A key task for policymakers in this context is to roll out technologies in the right sectors and regions. This entails going beyond the goal of de-risking green technologies. States need to invest in infrastructure and adapt the regulatory framework to advance net-zero transitions, both of which are bound to be technology-specific. 

Shifting to productive dialogue on green industrial policy

The argument to oppose industrial policy because governments can't pick winners has always been somewhat misguided. This seems all the more true in the net-zero context.

There is little reason to believe that technology-neutral policies are best placed to transform the economy and achieve a specific environmental performance (net zero) by a specific timeline (2050).

The Inflation Reduction Act, which places public investment at the center of U.S. climate strategy, reinforces the need for Canada to move away from market fundamentalism to navigate this competitive landscape.

Clearly, stressing the importance of green industrial policy is one thing; putting it into practice is quite another.
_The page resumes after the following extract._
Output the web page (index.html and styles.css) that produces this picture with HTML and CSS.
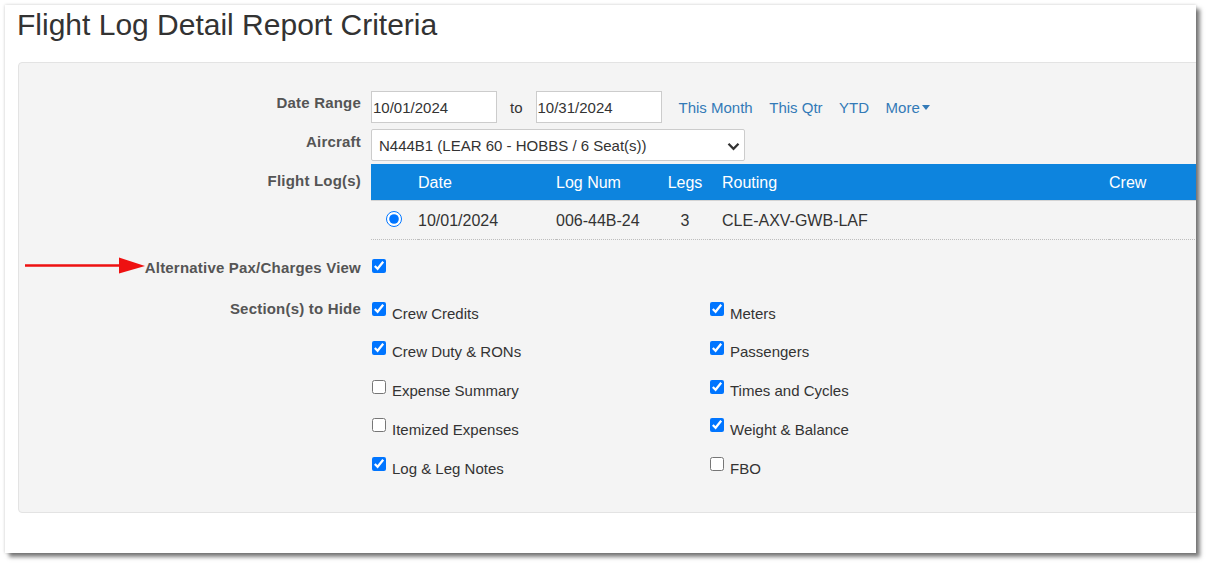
FILE: index.html
```html
<!DOCTYPE html>
<html lang="en">
<head>
<meta charset="utf-8">
<title>Flight Log Detail Report Criteria</title>
<link rel="stylesheet" href="styles.css">
</head>
<body>
<div class="window">
  <svg class="annot-arrow" width="160" height="40" viewBox="0 0 160 40" aria-hidden="true">
    <path d="M20 20.5 L118 20.5" stroke="#ee1111" stroke-width="2.4" fill="none"/>
    <polygon points="114,12.5 140,21 114,28.5" fill="#ee1111"/>
  </svg>

  <h1 class="title">Flight Log Detail Report Criteria</h1>

  <div class="panel">
    <div class="form-row row-date">
      <label class="field-label">Date Range</label>
      <div class="field date-field">
        <input type="text" class="text-input" value="10/01/2024">
        <span class="to">to</span>
        <input type="text" class="text-input" value="10/31/2024">
        <a class="quick-link first">This Month</a>
        <a class="quick-link">This Qtr</a>
        <a class="quick-link">YTD</a>
        <a class="quick-link">More<span class="caret"></span></a>
      </div>
    </div>

    <div class="form-row row-aircraft">
      <label class="field-label">Aircraft</label>
      <div class="field">
        <div class="select-wrap">
          <select class="select-input">
            <option>N444B1 (LEAR 60 - HOBBS / 6 Seat(s))</option>
          </select>
          <svg class="select-chevron" width="13" height="9" viewBox="0 0 13 9" aria-hidden="true">
            <path d="M1.5 1.8 L6.5 6.8 L11.5 1.8" stroke="#333" stroke-width="2.3" fill="none"/>
          </svg>
        </div>
      </div>
    </div>

    <div class="form-row row-logs">
      <label class="field-label">Flight Log(s)</label>
      <div class="field">
        <table class="log-table">
          <colgroup>
            <col class="c-radio"><col class="c-date"><col class="c-num"><col class="c-legs"><col class="c-route"><col class="c-crew">
          </colgroup>
          <thead>
            <tr><th></th><th>Date</th><th>Log Num</th><th class="legs">Legs</th><th class="route">Routing</th><th>Crew</th></tr>
          </thead>
          <tbody>
            <tr>
              <td><input type="radio" class="radio" name="log" checked></td>
              <td>10/01/2024</td>
              <td>006-44B-24</td>
              <td class="legs">3</td>
              <td class="route">CLE-AXV-GWB-LAF</td>
              <td></td>
            </tr>
          </tbody>
        </table>
      </div>
    </div>

    <div class="form-row row-alt">
      <label class="field-label">Alternative Pax/Charges View</label>
      <div class="field">
        <input type="checkbox" class="check alt-check" checked>
      </div>
    </div>

    <div class="form-row row-sections">
      <label class="field-label">Section(s) to Hide</label>
      <div class="field section-grid">
        <label class="check-item"><input type="checkbox" class="check" checked><span>Crew Credits</span></label>
        <label class="check-item"><input type="checkbox" class="check" checked><span>Crew Duty &amp; RONs</span></label>
        <label class="check-item"><input type="checkbox" class="check"><span>Expense Summary</span></label>
        <label class="check-item"><input type="checkbox" class="check"><span>Itemized Expenses</span></label>
        <label class="check-item"><input type="checkbox" class="check" checked><span>Log &amp; Leg Notes</span></label>
        <label class="check-item"><input type="checkbox" class="check" checked><span>Meters</span></label>
        <label class="check-item"><input type="checkbox" class="check" checked><span>Passengers</span></label>
        <label class="check-item"><input type="checkbox" class="check" checked><span>Times and Cycles</span></label>
        <label class="check-item"><input type="checkbox" class="check" checked><span>Weight &amp; Balance</span></label>
        <label class="check-item"><input type="checkbox" class="check"><span>FBO</span></label>
      </div>
    </div>
  </div>
</div>
</body>
</html>
```

FILE: styles.css
```css
* { box-sizing: border-box; }

html, body { height: 100%; }

body {
  margin: 0;
  background: #ffffff;
  font-family: "Liberation Sans", Arial, sans-serif;
  color: #333;
}

.window {
  position: relative;
  margin: 5px 0 0 5px;
  width: 1191px;
  height: 548px;
  background: #ffffff;
  overflow: hidden;
  box-shadow: 4px 4px 4px rgba(0, 0, 0, 0.5), 0 0 3px rgba(0, 0, 0, 0.2);
}

.annot-arrow {
  position: absolute;
  left: 0;
  top: 240px;
  z-index: 2;
}

.title {
  margin: 3px 0 0 12px;
  font-size: 30px;
  line-height: 34px;
  font-weight: normal;
  color: #333;
}

.panel {
  margin: 20px 0 0 13px;
  width: 1300px;
  background: #f4f4f4;
  border: 1px solid #e3e3e3;
  border-radius: 4px;
  padding: 28px 0 19px;
}

.form-row {
  display: flex;
  align-items: flex-start;
}

.field-label {
  flex: none;
  width: 342px;
  margin-right: 10px;
  text-align: right;
  font-weight: bold;
  font-size: 15px;
  line-height: 20px;
  color: #555;
  letter-spacing: 0.2px;
}

.field {
  flex: 1;
  min-width: 0;
}

/* Date range row */
.row-date { height: 32px; margin-bottom: 6px; }
.row-date .field-label { padding-top: 2px; }

.date-field {
  display: flex;
  align-items: center;
  height: 32px;
  font-size: 15px;
}

.text-input {
  width: 126px;
  height: 32px;
  border: 1px solid #cccccc;
  border-radius: 0;
  padding: 0 2px 0 1px;
  font-family: "Liberation Sans", Arial, sans-serif;
  font-size: 15px;
  color: #333;
  background: #fff;
  outline: none;
}

.to {
  margin: 0 13px;
  color: #333;
}

.quick-link {
  margin-left: 16.5px;
  color: #337ab7;
  text-decoration: none;
  white-space: nowrap;
}
.quick-link.first { margin-left: 17px; }

.caret {
  display: inline-block;
  margin-left: 2px;
  width: 0;
  height: 0;
  border-top: 5px solid #337ab7;
  border-left: 4.5px solid transparent;
  border-right: 4.5px solid transparent;
  vertical-align: 3px;
}

/* Aircraft row */
.row-aircraft { height: 32px; margin-bottom: 3px; }
.row-aircraft .field-label { padding-top: 3px; }

.select-wrap {
  position: relative;
  width: 374px;
}

.select-input {
  appearance: none;
  -webkit-appearance: none;
  display: block;
  width: 374px;
  height: 32px;
  border: 1px solid #cccccc;
  border-radius: 2px;
  background: #fff;
  padding: 0 24px 0 7px;
  font-family: "Liberation Sans", Arial, sans-serif;
  font-size: 15px;
  color: #333;
  outline: none;
}

.select-chevron {
  position: absolute;
  right: 5px;
  top: 13px;
  pointer-events: none;
}

/* Flight logs table */
.row-logs .field-label { padding-top: 7px; }

.log-table {
  width: 888px;
  table-layout: fixed;
  border-collapse: separate;
  border-spacing: 0;
  font-size: 16px;
  color: #333;
}

.c-radio { width: 47px; }
.c-date { width: 138px; }
.c-num { width: 104px; }
.c-legs { width: 50px; }
.c-route { width: 399px; }
.c-crew { width: 150px; }

.log-table th {
  height: 37px;
  padding: 1px 0 0;
  background: #0d84de;
  color: #fff;
  font-weight: normal;
  text-align: left;
  border-bottom: 1px solid #d4d4d4;
}

.log-table td {
  height: 39px;
  padding: 1px 0 0;
  border-bottom: 1px dotted #bdbdbd;
  vertical-align: middle;
}

.log-table .legs { text-align: center; }
.log-table .route { padding-left: 12px; }

.radio {
  width: 16px;
  height: 16px;
  margin: 0 0 3px 15px;
  vertical-align: middle;
  accent-color: #0075ff;
}

/* Alternative row */
.row-alt { margin-top: 18px; height: 20px; }

.check {
  flex: none;
  width: 14px;
  height: 14px;
  margin: 0;
  accent-color: #0075ff;
}

.alt-check {
  display: block;
  margin: 1px 0 0 1px;
}

/* Sections row */
.row-sections { margin-top: 21px; }

.section-grid {
  display: grid;
  grid-template-columns: 338px 338px;
  grid-template-rows: repeat(5, 38.75px);
  grid-auto-flow: column;
}

.check-item {
  display: flex;
  align-items: flex-start;
  font-size: 15px;
  line-height: 20px;
  color: #333;
}

.check-item .check {
  margin: 3px 6px 0 1px;
}

.check-item span {
  padding-top: 4.5px;
}
```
In Canada, governments must overcome the long tradition of hostility to industrial policy, which undermines their capability to drive economic development.

A key starting point for Canadian policymakers should therefore be to develop in-house expertise and public-private institutions to access high-quality data and set up rules-based institutions to guide their climate investments.

Getting these institutional reforms right will be crucial to overcoming the pitfalls of green industrial policy.

But to get there, we must first recognize that the “picking winners” dilemma is not the end, but the beginning of the conversation about what makes good green industrial policy.